[START OF INFORMATION SHOWN]

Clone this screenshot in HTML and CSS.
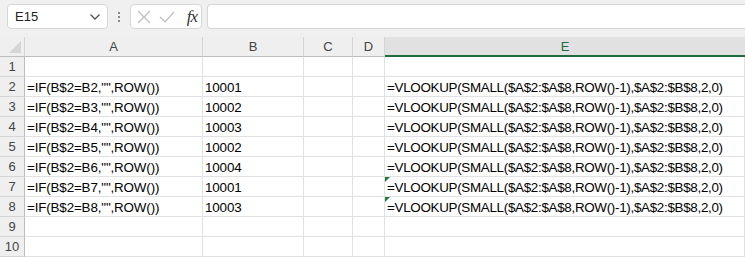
FILE: index.html
```html
<!DOCTYPE html>
<html lang="en">
<head>
  <meta charset="UTF-8">
  <title>Sheet</title>
  <link rel="stylesheet" href="styles.css">
</head>
<body>
  <div class="toolbar">
    <div class="namebox">
      <span>E15</span>
      <svg class="chev" width="12" height="8" viewBox="0 0 12 8"><path d="M1.5 1.5 L6 6 L10.5 1.5" fill="none" stroke="#555" stroke-width="1.3"/></svg>
    </div>
    <div class="grip"><i></i><i></i><i></i></div>
    <div class="fxbox">
      <svg width="14" height="14" viewBox="0 0 14 14"><path d="M1 1 L13 13 M13 1 L1 13" stroke="#bdbdbd" stroke-width="1.2"/></svg>
      <svg width="16" height="14" viewBox="0 0 16 14"><path d="M1 7 L6 12 L15 2" fill="none" stroke="#bdbdbd" stroke-width="1.2"/></svg>
      <span class="fx">fx</span>
    </div>
    <div class="formula"></div>
  </div>

  <div class="sheet">
    <div class="corner"><span class="tri"></span></div>
    <div class="colh">A</div>
    <div class="colh">B</div>
    <div class="colh">C</div>
    <div class="colh">D</div>
    <div class="colh active">E</div>

    <div class="rowh">1</div><div class="cell"></div><div class="cell"></div><div class="cell"></div><div class="cell"></div><div class="cell"></div>
    <div class="rowh">2</div><div class="cell">=IF(B$2=B2,"",ROW())</div><div class="cell">10001</div><div class="cell"></div><div class="cell"></div><div class="cell wide">=VLOOKUP(SMALL($A$2:$A$8,ROW()-1),$A$2:$B$8,2,0)</div>
    <div class="rowh">3</div><div class="cell">=IF(B$2=B3,"",ROW())</div><div class="cell">10002</div><div class="cell"></div><div class="cell"></div><div class="cell wide">=VLOOKUP(SMALL($A$2:$A$8,ROW()-1),$A$2:$B$8,2,0)</div>
    <div class="rowh">4</div><div class="cell">=IF(B$2=B4,"",ROW())</div><div class="cell">10003</div><div class="cell"></div><div class="cell"></div><div class="cell wide">=VLOOKUP(SMALL($A$2:$A$8,ROW()-1),$A$2:$B$8,2,0)</div>
    <div class="rowh">5</div><div class="cell">=IF(B$2=B5,"",ROW())</div><div class="cell">10002</div><div class="cell"></div><div class="cell"></div><div class="cell wide">=VLOOKUP(SMALL($A$2:$A$8,ROW()-1),$A$2:$B$8,2,0)</div>
    <div class="rowh">6</div><div class="cell">=IF(B$2=B6,"",ROW())</div><div class="cell">10004</div><div class="cell"></div><div class="cell"></div><div class="cell wide">=VLOOKUP(SMALL($A$2:$A$8,ROW()-1),$A$2:$B$8,2,0)</div>
    <div class="rowh">7</div><div class="cell">=IF(B$2=B7,"",ROW())</div><div class="cell">10001</div><div class="cell"></div><div class="cell"></div><div class="cell wide flag">=VLOOKUP(SMALL($A$2:$A$8,ROW()-1),$A$2:$B$8,2,0)</div>
    <div class="rowh">8</div><div class="cell">=IF(B$2=B8,"",ROW())</div><div class="cell">10003</div><div class="cell"></div><div class="cell"></div><div class="cell wide flag">=VLOOKUP(SMALL($A$2:$A$8,ROW()-1),$A$2:$B$8,2,0)</div>
    <div class="rowh">9</div><div class="cell"></div><div class="cell"></div><div class="cell"></div><div class="cell"></div><div class="cell"></div>
    <div class="rowh">10</div><div class="cell"></div><div class="cell"></div><div class="cell"></div><div class="cell"></div><div class="cell"></div>
  </div>
</body>
</html>
```

FILE: styles.css
```css
body{margin:0;background:#f0f0f0;font-family:"Liberation Sans",Arial,sans-serif;overflow:hidden}

/* строка формул */
.toolbar{display:flex;height:37px;padding:4px 0 0 7px;box-sizing:border-box;align-items:flex-start}
.namebox{width:101px;height:25px;box-sizing:border-box;background:#fff;border:1px solid #d6d6d6;border-radius:4px;
  display:flex;align-items:center;justify-content:space-between;padding:0 6px 0 7px;font-size:13px;color:#222}
.grip{width:22px;height:25px;display:flex;flex-direction:column;align-items:center;justify-content:center;gap:2px}
.grip i{width:2px;height:2px;background:#8a8a8a;display:block}
.fxbox{width:72px;height:25px;box-sizing:border-box;background:#fff;border:1px solid #d6d6d6;border-radius:4px;
  display:flex;align-items:center;gap:8px;padding:0 4px 0 6px}
.fx{font-family:"Liberation Serif",serif;font-style:italic;font-size:17px;color:#333;margin-left:auto;letter-spacing:-1px}
.formula{flex:1;height:25px;margin-left:5px;box-sizing:border-box;background:#fff;border:1px solid #d6d6d6;border-right:none;border-radius:4px 0 0 4px}

/* сетка листа */
.sheet{display:grid;grid-template-columns:25px 178px 101px 49px 32px 1fr;grid-auto-rows:20px;background:#fff}
.corner,.colh,.rowh{background:#efefef;color:#444;font-size:13px;box-sizing:border-box}
.corner{border-right:1px solid #d4d4d4;border-bottom:1px solid #bdbdbd;position:relative}
.tri{position:absolute;right:3px;bottom:3px;width:0;height:0;border-left:12px solid transparent;border-bottom:12px solid #d6d6d6}
.colh{display:flex;align-items:center;justify-content:center;border-right:1px solid #d4d4d4;border-bottom:1px solid #bdbdbd}
.colh.active{background:#e1e1e1;color:#1e6b3f;border-bottom:2px solid #1e6b3f;border-right:none}
.rowh{display:flex;align-items:center;justify-content:center;border-right:1px solid #bdbdbd;border-bottom:1px solid #d4d4d4}
.cell{box-sizing:border-box;border-right:1px solid #e1e1e1;border-bottom:1px solid #e1e1e1;font-size:13.4px;color:#000;
  padding:3px 0 0 2px;white-space:nowrap;overflow:visible;position:relative;letter-spacing:-0.15px}
.cell.wide{letter-spacing:-0.3px}
.cell.flag::before{content:"";position:absolute;left:0;top:0;border-top:5px solid #1e7b3e;border-right:5px solid transparent}
```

[END OF INFORMATION SHOWN]

**EXERCISE GOAL:**
Please write out all the data again word for word, but not the pictures.

**WRITTEN RESPONSE:**
Clone this screenshot in HTML and CSS.
FILE: index.html
```html
<!DOCTYPE html>
<html lang="en">
<head>
  <meta charset="UTF-8">
  <title>Sheet</title>
  <link rel="stylesheet" href="styles.css">
</head>
<body>
  <div class="toolbar">
    <div class="namebox">
      <span>E15</span>
      <svg class="chev" width="12" height="8" viewBox="0 0 12 8"><path d="M1.5 1.5 L6 6 L10.5 1.5" fill="none" stroke="#555" stroke-width="1.3"/></svg>
    </div>
    <div class="grip"><i></i><i></i><i></i></div>
    <div class="fxbox">
      <svg width="14" height="14" viewBox="0 0 14 14"><path d="M1 1 L13 13 M13 1 L1 13" stroke="#bdbdbd" stroke-width="1.2"/></svg>
      <svg width="16" height="14" viewBox="0 0 16 14"><path d="M1 7 L6 12 L15 2" fill="none" stroke="#bdbdbd" stroke-width="1.2"/></svg>
      <span class="fx">fx</span>
    </div>
    <div class="formula"></div>
  </div>

  <div class="sheet">
    <div class="corner"><span class="tri"></span></div>
    <div class="colh">A</div>
    <div class="colh">B</div>
    <div class="colh">C</div>
    <div class="colh">D</div>
    <div class="colh active">E</div>

    <div class="rowh">1</div><div class="cell"></div><div class="cell"></div><div class="cell"></div><div class="cell"></div><div class="cell"></div>
    <div class="rowh">2</div><div class="cell">=IF(B$2=B2,"",ROW())</div><div class="cell">10001</div><div class="cell"></div><div class="cell"></div><div class="cell wide">=VLOOKUP(SMALL($A$2:$A$8,ROW()-1),$A$2:$B$8,2,0)</div>
    <div class="rowh">3</div><div class="cell">=IF(B$2=B3,"",ROW())</div><div class="cell">10002</div><div class="cell"></div><div class="cell"></div><div class="cell wide">=VLOOKUP(SMALL($A$2:$A$8,ROW()-1),$A$2:$B$8,2,0)</div>
    <div class="rowh">4</div><div class="cell">=IF(B$2=B4,"",ROW())</div><div class="cell">10003</div><div class="cell"></div><div class="cell"></div><div class="cell wide">=VLOOKUP(SMALL($A$2:$A$8,ROW()-1),$A$2:$B$8,2,0)</div>
    <div class="rowh">5</div><div class="cell">=IF(B$2=B5,"",ROW())</div><div class="cell">10002</div><div class="cell"></div><div class="cell"></div><div class="cell wide">=VLOOKUP(SMALL($A$2:$A$8,ROW()-1),$A$2:$B$8,2,0)</div>
    <div class="rowh">6</div><div class="cell">=IF(B$2=B6,"",ROW())</div><div class="cell">10004</div><div class="cell"></div><div class="cell"></div><div class="cell wide">=VLOOKUP(SMALL($A$2:$A$8,ROW()-1),$A$2:$B$8,2,0)</div>
    <div class="rowh">7</div><div class="cell">=IF(B$2=B7,"",ROW())</div><div class="cell">10001</div><div class="cell"></div><div class="cell"></div><div class="cell wide flag">=VLOOKUP(SMALL($A$2:$A$8,ROW()-1),$A$2:$B$8,2,0)</div>
    <div class="rowh">8</div><div class="cell">=IF(B$2=B8,"",ROW())</div><div class="cell">10003</div><div class="cell"></div><div class="cell"></div><div class="cell wide flag">=VLOOKUP(SMALL($A$2:$A$8,ROW()-1),$A$2:$B$8,2,0)</div>
    <div class="rowh">9</div><div class="cell"></div><div class="cell"></div><div class="cell"></div><div class="cell"></div><div class="cell"></div>
    <div class="rowh">10</div><div class="cell"></div><div class="cell"></div><div class="cell"></div><div class="cell"></div><div class="cell"></div>
  </div>
</body>
</html>
```

FILE: styles.css
```css
body{margin:0;background:#f0f0f0;font-family:"Liberation Sans",Arial,sans-serif;overflow:hidden}

/* строка формул */
.toolbar{display:flex;height:37px;padding:4px 0 0 7px;box-sizing:border-box;align-items:flex-start}
.namebox{width:101px;height:25px;box-sizing:border-box;background:#fff;border:1px solid #d6d6d6;border-radius:4px;
  display:flex;align-items:center;justify-content:space-between;padding:0 6px 0 7px;font-size:13px;color:#222}
.grip{width:22px;height:25px;display:flex;flex-direction:column;align-items:center;justify-content:center;gap:2px}
.grip i{width:2px;height:2px;background:#8a8a8a;display:block}
.fxbox{width:72px;height:25px;box-sizing:border-box;background:#fff;border:1px solid #d6d6d6;border-radius:4px;
  display:flex;align-items:center;gap:8px;padding:0 4px 0 6px}
.fx{font-family:"Liberation Serif",serif;font-style:italic;font-size:17px;color:#333;margin-left:auto;letter-spacing:-1px}
.formula{flex:1;height:25px;margin-left:5px;box-sizing:border-box;background:#fff;border:1px solid #d6d6d6;border-right:none;border-radius:4px 0 0 4px}

/* сетка листа */
.sheet{display:grid;grid-template-columns:25px 178px 101px 49px 32px 1fr;grid-auto-rows:20px;background:#fff}
.corner,.colh,.rowh{background:#efefef;color:#444;font-size:13px;box-sizing:border-box}
.corner{border-right:1px solid #d4d4d4;border-bottom:1px solid #bdbdbd;position:relative}
.tri{position:absolute;right:3px;bottom:3px;width:0;height:0;border-left:12px solid transparent;border-bottom:12px solid #d6d6d6}
.colh{display:flex;align-items:center;justify-content:center;border-right:1px solid #d4d4d4;border-bottom:1px solid #bdbdbd}
.colh.active{background:#e1e1e1;color:#1e6b3f;border-bottom:2px solid #1e6b3f;border-right:none}
.rowh{display:flex;align-items:center;justify-content:center;border-right:1px solid #bdbdbd;border-bottom:1px solid #d4d4d4}
.cell{box-sizing:border-box;border-right:1px solid #e1e1e1;border-bottom:1px solid #e1e1e1;font-size:13.4px;color:#000;
  padding:3px 0 0 2px;white-space:nowrap;overflow:visible;position:relative;letter-spacing:-0.15px}
.cell.wide{letter-spacing:-0.3px}
.cell.flag::before{content:"";position:absolute;left:0;top:0;border-top:5px solid #1e7b3e;border-right:5px solid transparent}
```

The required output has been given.